## Task goal
Leave out the pictures and transcribe everything else exactly.

## Recorded data
· · · ·
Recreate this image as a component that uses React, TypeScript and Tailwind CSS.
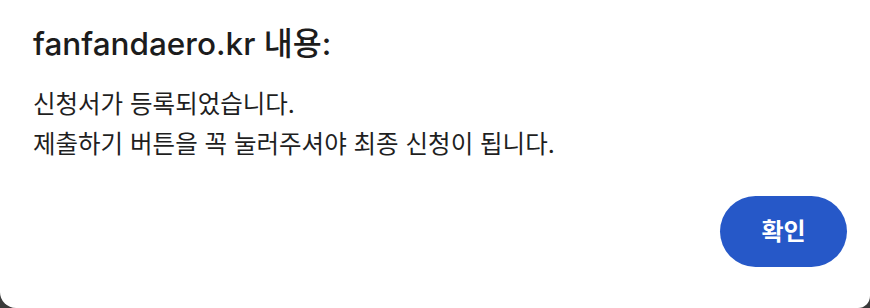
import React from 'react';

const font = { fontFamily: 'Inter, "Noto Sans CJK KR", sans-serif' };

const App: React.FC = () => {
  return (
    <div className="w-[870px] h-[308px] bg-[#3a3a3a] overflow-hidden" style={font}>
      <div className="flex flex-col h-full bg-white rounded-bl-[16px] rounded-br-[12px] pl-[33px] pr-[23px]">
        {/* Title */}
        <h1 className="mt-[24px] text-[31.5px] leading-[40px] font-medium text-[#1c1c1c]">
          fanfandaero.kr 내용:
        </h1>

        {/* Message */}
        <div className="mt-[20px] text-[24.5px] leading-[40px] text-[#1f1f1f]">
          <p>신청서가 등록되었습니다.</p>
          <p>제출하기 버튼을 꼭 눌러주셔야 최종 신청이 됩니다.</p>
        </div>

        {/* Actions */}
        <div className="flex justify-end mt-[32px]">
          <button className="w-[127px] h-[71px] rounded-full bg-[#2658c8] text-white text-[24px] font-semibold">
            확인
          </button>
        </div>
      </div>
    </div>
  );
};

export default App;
· · · ·
## Answer to the task
Recreate this image as a component that uses React, TypeScript and Tailwind CSS.
import React from 'react';

const font = { fontFamily: 'Inter, "Noto Sans CJK KR", sans-serif' };

const App: React.FC = () => {
  return (
    <div className="w-[870px] h-[308px] bg-[#3a3a3a] overflow-hidden" style={font}>
      <div className="flex flex-col h-full bg-white rounded-bl-[16px] rounded-br-[12px] pl-[33px] pr-[23px]">
        {/* Title */}
        <h1 className="mt-[24px] text-[31.5px] leading-[40px] font-medium text-[#1c1c1c]">
          fanfandaero.kr 내용:
        </h1>

        {/* Message */}
        <div className="mt-[20px] text-[24.5px] leading-[40px] text-[#1f1f1f]">
          <p>신청서가 등록되었습니다.</p>
          <p>제출하기 버튼을 꼭 눌러주셔야 최종 신청이 됩니다.</p>
        </div>

        {/* Actions */}
        <div className="flex justify-end mt-[32px]">
          <button className="w-[127px] h-[71px] rounded-full bg-[#2658c8] text-white text-[24px] font-semibold">
            확인
          </button>
        </div>
      </div>
    </div>
  );
};

export default App;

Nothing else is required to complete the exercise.